Allerdings muss man wissen, dass der Caddy trotz aller Dienstfertigkeit kein Sonderangebot ist. Die Entscheidung für den Familientransporter kann also nicht mit wirtschaftlichen Erwägungen begründet werden. Die Ausstattungslinie Trendline ist nach der Basis Conceptline die erste Ausbaustufe. Insgesamt gibt es fünf Ausstattungslinien, zwei Sondermodelle und eine Campingversion namens Beach. Für Familien empfehlen wir 1600 Euro in die Trendline zu investieren. Denn auf die zweite Schiebetüre links, Radio, Tempomat und vor allem Kopfairbags in der zweiten Reihe sollte man nicht verzichten. Auf jeden Fall zugreifen sollte man dann noch beim Plus-Paket für 2000 Euro. Darin sind Klimaanlage, ein besseres Radio, Parksensoren hinten, Wärmeschutzverglasung, Tagfahrlicht, automatisch abblendender Rückspiegel und Gepäckraumtrennnetz enthalten. Das macht den Caddy Trendline 1.0 TSI dann zum vernünftigen Auto für gut 24.000 Euro.

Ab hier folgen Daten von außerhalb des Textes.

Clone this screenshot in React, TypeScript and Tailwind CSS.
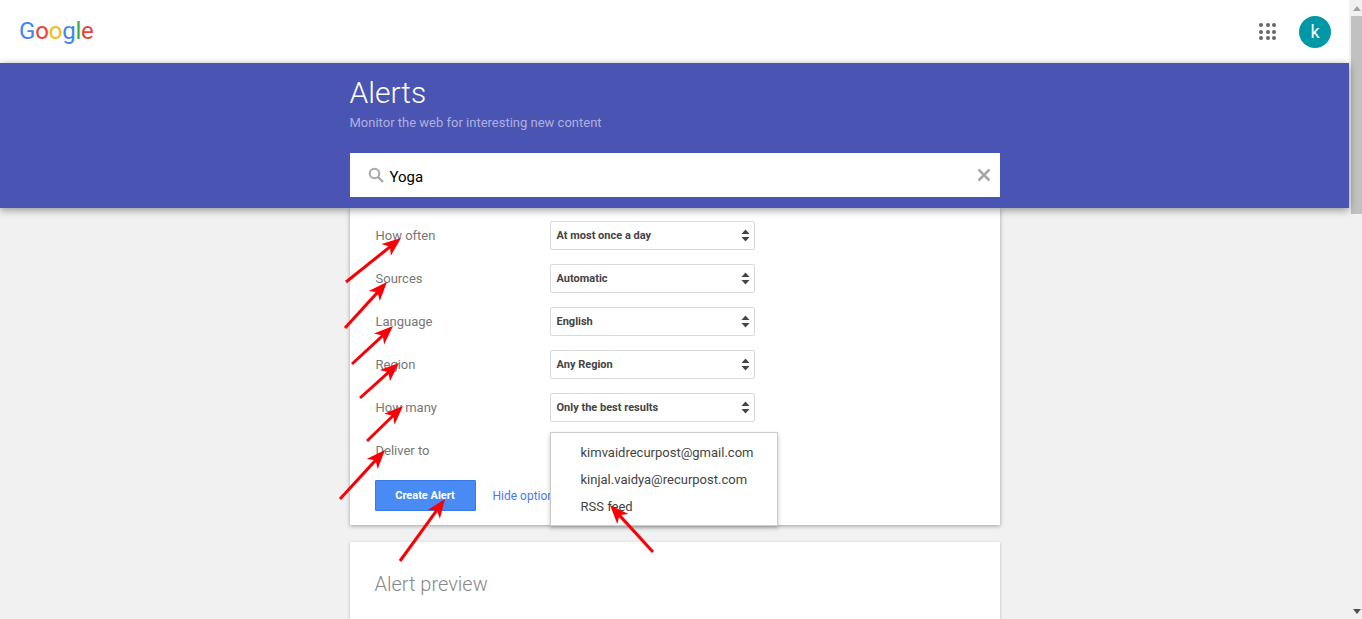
const roboto = 'font-[Roboto,"Liberation_Sans",sans-serif]'

const rows = [
  { label: 'How often', value: 'At most once a day' },
  { label: 'Sources', value: 'Automatic' },
  { label: 'Language', value: 'English' },
  { label: 'Region', value: 'Any Region' },
  { label: 'How many', value: 'Only the best results' },
  { label: 'Deliver to', value: '' },
]

// tail x, tail y, tip x, tip y
const arrows = [
  [346, 282, 401, 238],
  [345, 328, 387, 282],
  [352, 364, 393, 326],
  [360, 398, 399, 363],
  [367, 441, 403, 406],
  [340, 499, 385, 450],
  [400, 561, 445, 499],
  [653, 552, 610, 505],
]

function Arrow({ a }: { a: number[] }) {
  const [x1, y1, x2, y2] = a
  const len = Math.hypot(x2 - x1, y2 - y1)
  const ux = (x2 - x1) / len
  const uy = (y2 - y1) / len
  const px = -uy
  const py = ux
  const at = (back: number, side: number) =>
    `${x2 - ux * back + px * side},${y2 - uy * back + py * side}`
  return (
    <g>
      <line x1={x1} y1={y1} x2={x2 - ux * 10} y2={y2 - uy * 10} stroke="#fa0006" strokeWidth="3" />
      <polygon points={`${at(0, 0)} ${at(19, 7.5)} ${at(14, 0)} ${at(19, -7.5)}`} fill="#fa0006" />
    </g>
  )
}

function Carets() {
  return (
    <svg width="9" height="13" viewBox="0 0 9 13" className="shrink-0">
      <path d="M4.5 0.5 L8.5 5 H0.5 Z M0.5 8 H8.5 L4.5 12.5 Z" fill="#444" />
    </svg>
  )
}

function Row({ label, value }: { label: string; value: string }) {
  return (
    <div className="flex h-[29px] items-center">
      <div className="w-[175px] pl-[1px] text-[13px] text-[#777]">{label}</div>
      {value && (
        <div className="flex h-[29px] w-[205px] items-center justify-between rounded-[2px] border border-[#d9d9d9] bg-white pr-[4px] pl-[6px] text-[11px] font-bold text-[#444]">
          <span className="pt-[1px]">{value}</span>
          <Carets />
        </div>
      )}
    </div>
  )
}

export default function App() {
  return (
    <div className={`relative flex h-[619px] overflow-hidden bg-[#f1f1f1] ${roboto}`}>
      <div className="min-w-0 flex-1">
        <div className="flex h-[63px] items-center justify-between bg-white pr-[18px] pl-[19px]">
          <div className="pb-[2px] text-[24px] leading-none tracking-[-0.2px]">
            <span className="text-[#4285f4]">G</span>
            <span className="text-[#ea4335]">o</span>
            <span className="text-[#fbbc05]">o</span>
            <span className="text-[#4285f4]">g</span>
            <span className="text-[#34a853]">l</span>
            <span className="text-[#ea4335]">e</span>
          </div>
          <div className="flex items-center gap-[23px]">
            <div className="grid grid-cols-3 gap-[2.5px]">
              {Array.from({ length: 9 }).map((_, i) => (
                <span key={i} className="h-[4px] w-[4px] rounded-full bg-[#666]" />
              ))}
            </div>
            <div className="flex h-[32px] w-[32px] items-center justify-center rounded-full bg-[#0097a7] text-[18px] text-white">
              k
            </div>
          </div>
        </div>

        <div className="relative z-10 h-[145px] bg-[#4a54b3] shadow-[0_2px_8px_rgba(0,0,0,0.4)]">
          <div className="mx-auto w-[650px] pt-[11px]">
            <h1 className="text-[30px] leading-[38px] font-light text-white">Alerts</h1>
            <p className="mt-[3px] text-[13px] leading-[16px] text-[#adb1e0]">
              Monitor the web for interesting new content
            </p>
            <div className="mt-[22px] flex h-[44px] items-center bg-white pr-[9px] pl-[18px]">
              <svg width="16" height="16" viewBox="0 0 16 16" fill="none" stroke="#a8a8a8" strokeWidth="2">
                <circle cx="6.5" cy="6.5" r="4.8" />
                <path d="M10 10 L15 15" strokeWidth="2.4" />
              </svg>
              <span className="ml-[6px] flex-1 pt-[4px] text-[15px] text-black">Yoga</span>
              <svg width="14" height="14" viewBox="0 0 14 14" stroke="#a8a8a8" strokeWidth="2.6">
                <path d="M1.5 1.5 L12.5 12.5 M12.5 1.5 L1.5 12.5" />
              </svg>
            </div>
          </div>
        </div>

        <div className="mx-auto w-[650px]">
          <div className="relative h-[317px] bg-white px-[25px] pt-[13px] shadow-[0_1px_4px_rgba(0,0,0,0.35)]">
            <div className="flex flex-col gap-[14px]">
              {rows.map((r) => (
                <Row key={r.label} label={r.label} value={r.value} />
              ))}
            </div>
            <div className="mt-[15px] flex items-center">
              <div className="flex h-[31px] w-[101px] items-center justify-center rounded-[1px] border border-[#3b78e7] bg-[#4a8af4] pt-[1px] text-[11px] font-bold text-white">
                Create Alert
              </div>
              <span className="ml-[17px] text-[12px] text-[#4d79e8]">Hide options</span>
            </div>
            <div className="absolute top-[224px] left-[200px] flex h-[94px] w-[228px] flex-col gap-[10px] border border-[#ccc] bg-white pt-[11px] pl-[30px] text-[13px] leading-[17px] text-[#444] shadow-[0_2px_4px_rgba(0,0,0,0.25)]">
              <div>kimvaidrecurpost@gmail.com</div>
              <div>kinjal.vaidya@recurpost.com</div>
              <div>RSS feed</div>
            </div>
          </div>
          <div className="mt-[17px] h-[120px] bg-white px-[25px] pt-[30px] shadow-[0_1px_3px_rgba(0,0,0,0.25)]">
            <h2 className="text-[20px] leading-[24px] font-light text-[#888]">Alert preview</h2>
          </div>
        </div>
      </div>

      <div className="flex w-[13px] shrink-0 flex-col items-end bg-[#f1f1f1]">
        <div className="flex h-[16px] w-[11px] items-center justify-center">
          <svg width="8" height="5" viewBox="0 0 8 5">
            <path d="M4 0 L8 5 H0 Z" fill="#a3a3a3" />
          </svg>
        </div>
        <div className="h-[198px] w-[11px] bg-[#c1c1c1]" />
        <div className="flex-1" />
        <div className="flex h-[16px] w-[11px] items-center justify-center">
          <svg width="8" height="5" viewBox="0 0 8 5">
            <path d="M4 5 L8 0 H0 Z" fill="#505050" />
          </svg>
        </div>
      </div>

      <svg className="pointer-events-none absolute top-0 left-0 z-20" width="1362" height="619">
        {arrows.map((a, i) => (
          <Arrow key={i} a={a} />
        ))}
      </svg>
    </div>
  )
}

Unser Testwagen kam mit Navigationssystem, klappbarer Beifahrerlehne, Klimaautomatik, Rückfahrkamera, Alufelgen sowie so gänzlich übertrieben anmutenden Dingen wie in Wagenfarbe lackierten Stoßfängern und Außenspiegeln auf knapp 31.000 Euro. Damit ist der Caddy zwar gut ausgestattet, aber weit weg vom übertriebenen Luxus. Bei aller Sympathie für den nüchternen Charme des Caddy, man muss ihn ziemlich teuer bezahlen. Da waren wir uns schließlich alle einig in der Redaktion.

Die Kosten der Überführung wurden von VW übernommen, jene für Kraftstoff vom Autor.